I ended up doing 2 trips in a span of 4 weeks to this brilliant location. And both times, along with my friends and colleagues, we stayed at The Wilds at Northern Hay, a wonderful home stay in Singara village, 6 km away from Masinagudi. Set in a beautiful coffee estate, in the jungle couldn't have been a better option. The peace, tranquillity and the lush green setting, in the midst of the wonderful Nilgiris was pure heaven.



The accommodation was an old house, remnants of the British Raj, about 110 years old. This enhanced an already outstanding experience of being in the jungle. And the service and food was something to die for. I couldn't help complimenting the cook for the lip smacking range of dishes they were laid out for all our meals. Simply outstanding!!!

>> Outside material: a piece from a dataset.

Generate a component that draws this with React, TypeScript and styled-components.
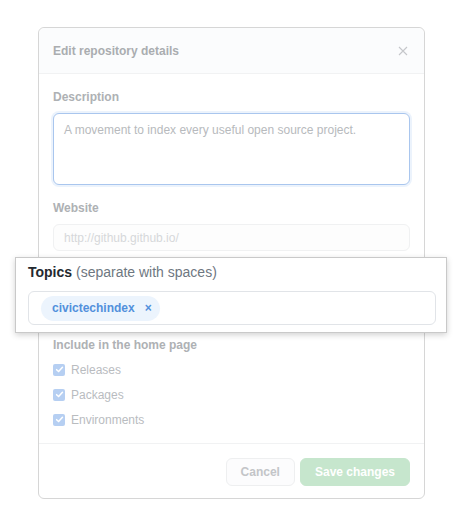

I had the pleasure of exploring the estate, a haven for several wonderful birds. And all I did was keep my newly acquired "Canon 7D" shooting away capturing the outstanding wildlife on display.

We did a few treks within the confines of the estate and on the fringes of the jungle. The place was bursting with wildlife! We spotted several Spotted Deer, Sambhar, Elephants, several exotic birds like the Malabar Grey Horn Bill, Golden Oriole,Barbets, Woodpeckers, different types of Parakeet...and endless list. And the most exciting part was the tell tale signs...pug marks... of tigers and Leopards that frequent the area. For most of the people with me, this was their first experience of being in the jungle. So they were excited, and at the same time, nervous & wary of the presence of wildlife, especially the big cats.













For the first time, I had the pleasure of seeing and capturing the images of the Giant Malabar Squirrel, a burst of rust, tan and Beige colours on its body and its wonderful and vibrant long orange tipped tail. I ended up getting several good pictures, including one, when it was jumping across tree, the jump frozen in mid air! A really good moment to have captured.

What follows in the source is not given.